Crime prevention is essential to the maintenance of public safety. The role of the Edmonton Police Service (EPS) is to protect life and property, maintain public peace, and prevent, detect and solve crimes. Where the EPS is unable to prevent crime in partnership with the community, our goal becomes to investigate it.

Everyone has the right to feel safe. The foundation of police legitimacy is the public’s trust in police and without trust police are ineffective and cannot do their jobs. The EPS needs to understand neighbourhood problems and work closely with the community to prevent crimes from occurring, with the goal of improving the lives of everyone in Edmonton. 

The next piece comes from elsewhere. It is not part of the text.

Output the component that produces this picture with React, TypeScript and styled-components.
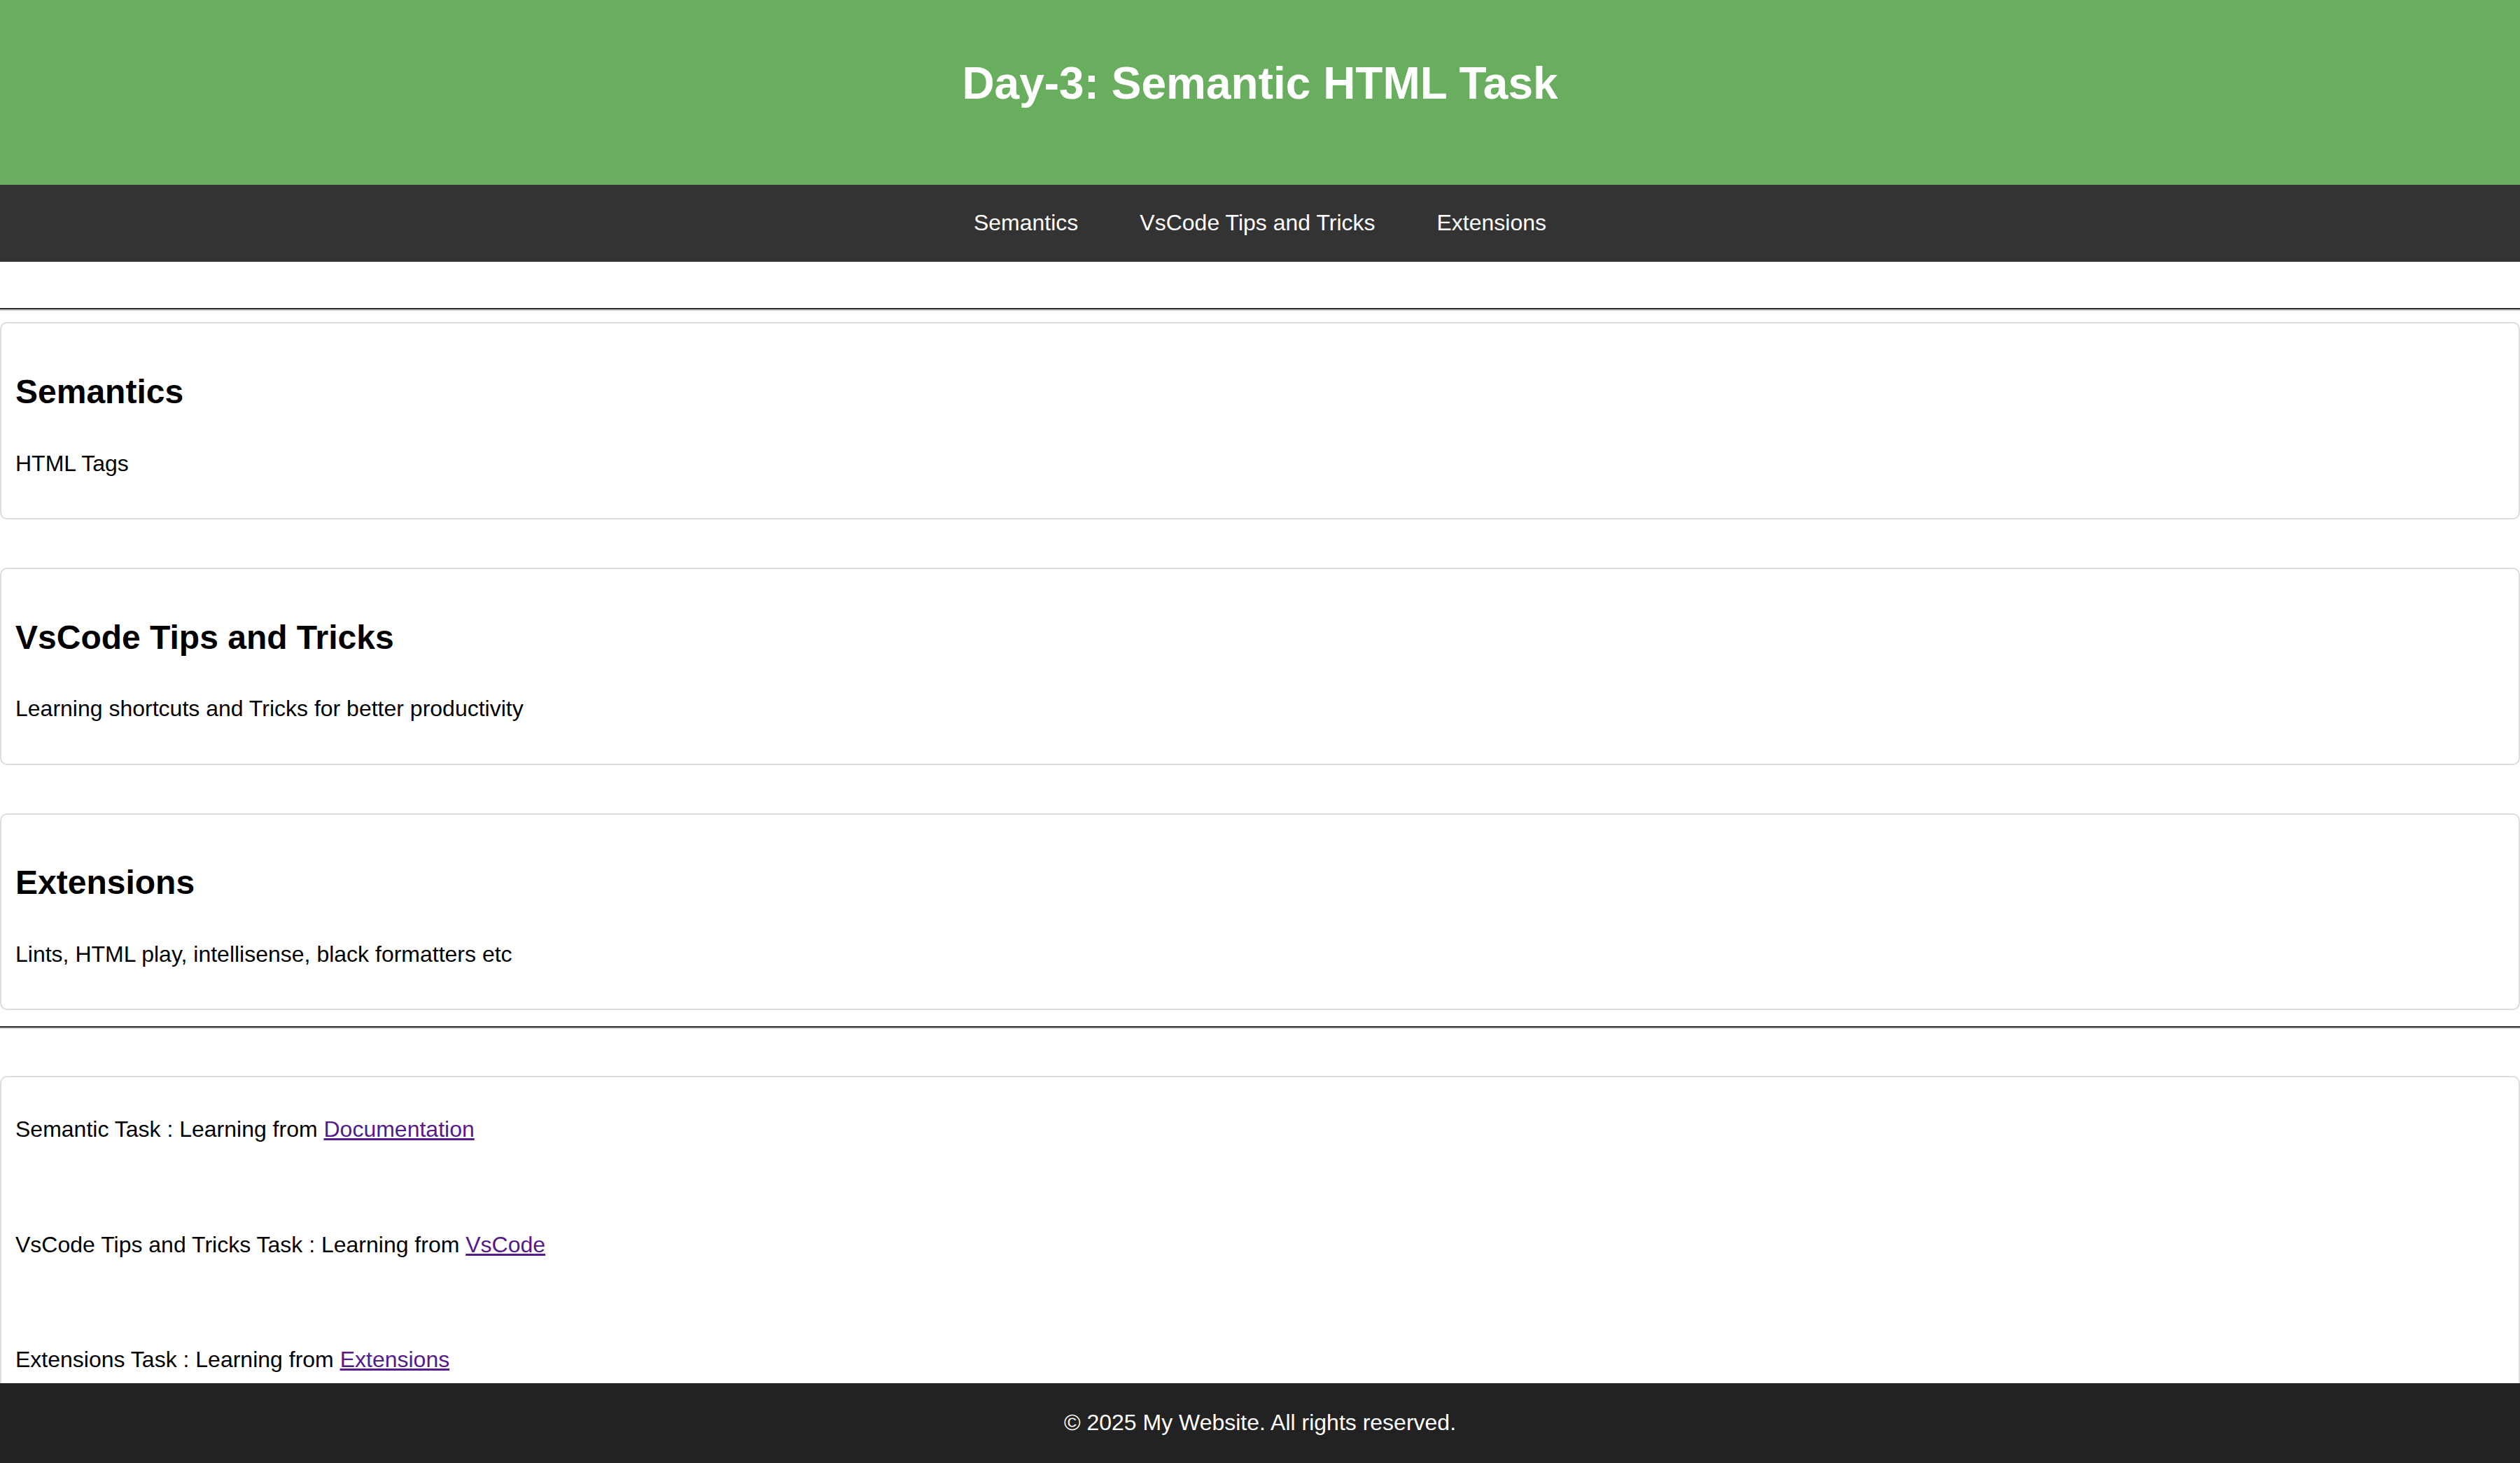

Conversations between a person and a police officer are important because they give the EPS information that can help solve and prevent crimes. When faced with a police interaction, a person is generally free to leave and continue on their way. This does not prevent a police officer from trying to speak with a person, but a person is always free to leave unless the police officer has a reason to arrest or detain them. 

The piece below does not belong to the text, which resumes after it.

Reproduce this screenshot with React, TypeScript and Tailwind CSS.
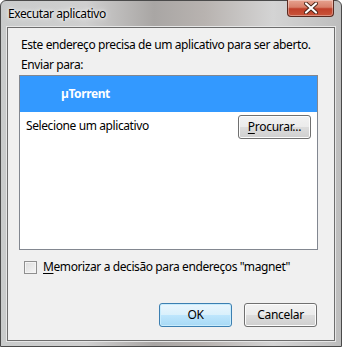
import { useState } from 'react';

const font = { fontFamily: '"Noto Sans", "Open Sans", "Liberation Sans", sans-serif' };

function WinButton({ label, accel, primary }: { label: string; accel?: boolean; primary?: boolean }) {
  const first = label.slice(0, 1);
  const rest = label.slice(1);
  return (
    <button
      type="button"
      className={
        'flex h-[24px] w-[73px] items-center justify-center rounded-[3px] border text-[12px] tracking-[-0.3px] text-black ' +
        (primary
          ? 'border-[#3c7fb1] bg-[linear-gradient(#eaf6fd_0%,#d9f0fc_50%,#bee6fd_50%,#a7d9f5_100%)] shadow-[inset_0_0_0_1px_#c8ecfd]'
          : 'border-[#707070] bg-[linear-gradient(#f2f2f2_0%,#ebebeb_50%,#dddddd_50%,#cfcfcf_100%)] shadow-[inset_0_0_0_1px_#fcfcfc]')
      }
    >
      {accel ? (
        <span>
          <span className="underline underline-offset-2">{first}</span>
          {rest}
        </span>
      ) : (
        label
      )}
    </button>
  );
}

export default function App() {
  const [remember, setRemember] = useState(false);

  return (
    <div style={font} className="h-[347px] w-[342px] overflow-hidden bg-white tracking-[-0.4px]">
      <div className="flex h-[347px] w-[342px] flex-col rounded-t-[6px] border border-[#4a4a4a] bg-[linear-gradient(90deg,#c9cbcb_0%,#cfcfcf_25%,#a9a6a4_45%,#b8b3b0_60%,#d4d4d4_80%,#bdbdbd_100%)] px-[6px] pb-[5px]">
        {/* title bar */}
        <div className="relative flex h-[26px] shrink-0 items-center pl-[1px]">
          <span className="text-[12px] text-black [text-shadow:0_0_6px_#ffffff,0_0_3px_#ffffff]">Executar aplicativo</span>
          <div className="absolute right-[1px] top-[-1px] flex h-[17px] w-[47px] items-center justify-center rounded-b-[4px] border border-t-0 border-[#5a2a20] bg-[linear-gradient(#e6a28f_0%,#d8806a_45%,#c0402a_55%,#c9553b_100%)] shadow-[inset_0_0_0_1px_rgba(255,255,255,0.35)]">
            <svg width="14" height="12" viewBox="0 0 14 12">
              <path d="M2 1.5 L12 10.5 M12 1.5 L2 10.5" stroke="#4a2418" strokeWidth="4" strokeLinecap="round" />
              <path d="M2 1.5 L12 10.5 M12 1.5 L2 10.5" stroke="#ffffff" strokeWidth="2.2" strokeLinecap="round" />
            </svg>
          </div>
        </div>

        {/* client area */}
        <div className="flex flex-1 flex-col border border-[#6d6d6d] bg-[#f0f0f0] shadow-[0_0_0_1px_#e6e6e6]">
          <p className="ml-[13px] mt-[9px] text-[12px] leading-[15px] text-black">
            Este endereço precisa de um aplicativo para ser aberto.
          </p>
          <p className="ml-[13px] mt-[5px] text-[12px] leading-[15px] text-black">Enviar para:</p>

          <div className="ml-[11px] mt-[3px] h-[175px] w-[299px] border border-[#828790] bg-white">
            <div className="flex h-[36px] items-center bg-[#3399ff] pl-[41px] text-[12px] font-bold text-white">
              µTorrent
            </div>
            <div className="flex h-[28px] items-center justify-between pl-[6px] pr-[6px]">
              <span className="text-[12px] text-black">Selecione um aplicativo</span>
              <div className="mt-[2px]">
                <WinButton label="Procurar..." accel />
              </div>
            </div>
          </div>

          <label className="ml-[16px] mt-[8px] flex cursor-default items-center gap-[6px]">
            <span
              onClick={() => setRemember((v) => !v)}
              className="flex h-[13px] w-[13px] items-center justify-center border border-[#8f8f8f] bg-[linear-gradient(135deg,#dcdcdc,#f6f6f6)] shadow-[inset_0_0_0_1px_#f4f4f4]"
            >
              {remember && <span className="text-[10px] leading-none text-[#333]">✓</span>}
            </span>
            <span className="text-[12px] text-black">
              <span className="underline underline-offset-2">M</span>emorizar a decisão para endereços "magnet"
            </span>
          </label>

          <div className="mt-auto mb-[13px] flex justify-end gap-[12px] pr-[17px]">
            <WinButton label="OK" primary />
            <WinButton label="Cancelar" />
          </div>
        </div>
      </div>
    </div>
  );
}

EPS police officers need to engage with members of the public if they are to learn about the communities they serve. This usually involves approaching a person and starting a conversation. EPS police officers are trained to follow policies that strive to ensure fair and impartial policing. For example, an officer contact report can only be conducted if there are clear grounds that it may further an investigation or prevent crime, disorder and victimization. 

It’s important to know what your rights are, as well as what an EPS officer’s roles and responsibilities are when you’re interacting with them. The following is designed to provide you with general information about what an officer must do, what you do not have to do, and what you may wish to do in situations involving the police.

When an EPS officer stops or approaches you to speak with you, they must: 

  • Identify themselves.
  • Tell you why you have been stopped or why they want to talk to you.
  • If you are arrested or detained, tell you what for.
  • Advise you that you can talk to a lawyer if you are under arrest and provide you with an opportunity to do so in privacy and safety.
  • Let you be on your way if you are not being arrested or detained.
  • Give you a copy of a search warrant if it authorizes them to search you or your home.
  • Act reasonably and respectfully during a search. 
  • Not use excessive force or damage your property without reason.
  • Return your property to you within three months if your property was seized as part of a search and you have not been charged with an offence. When an investigation takes longer than 3 months, a police officer needs permission from a Judge to keep your property for longer than 3 months.

When you are stopped or approached by an EPS officer, you: 

  • Do not need to answer the questions of a police officer. Any information you share is voluntary.
  • Are required to identify yourself if you are breaking a law – including municipal bylaws and provincial laws that require a ticket be issued – or are under arrest.
  • Can generally say, “No.”, when police ask to search your belongings unless you are under arrest or being detained with safety concerns.
  • May leave unless you are being detained or arrested. 
  • If you are arrested or detained, you have a right to speak with a lawyer as soon as officers can give you the privacy and safety to do so in your circumstances.
  • Have a right to know a police officer’s name or badge number.
  • Are not required to give them access to your home unless they have a warrant or have an urgent reason to enter your home.
  • Can ask to see a copy of a search warrant that authorizes police to enter your home.
  • Are required to provide your driver’s licence, car registration and insurance if you are stopped while driving.
  • Do not generally have a right to speak to a lawyer before taking a roadside breath test.
  • Can report a police officer to the Chief of Police or Edmonton Police Commission if you have been abused, treated unfairly, or had your rights violated.

This information is intended to provide general information on the interactions of a person and a police officer. It is not a complete description of all of a person’s rights. This information does not replace the advice of a lawyer, who can give you advice specific to you and your situation. You should consult a lawyer for advice on your situation. If you are arrested, a police officer will read you your rights and give you a toll-free number for free legal advice as well as other resources you might find helpful.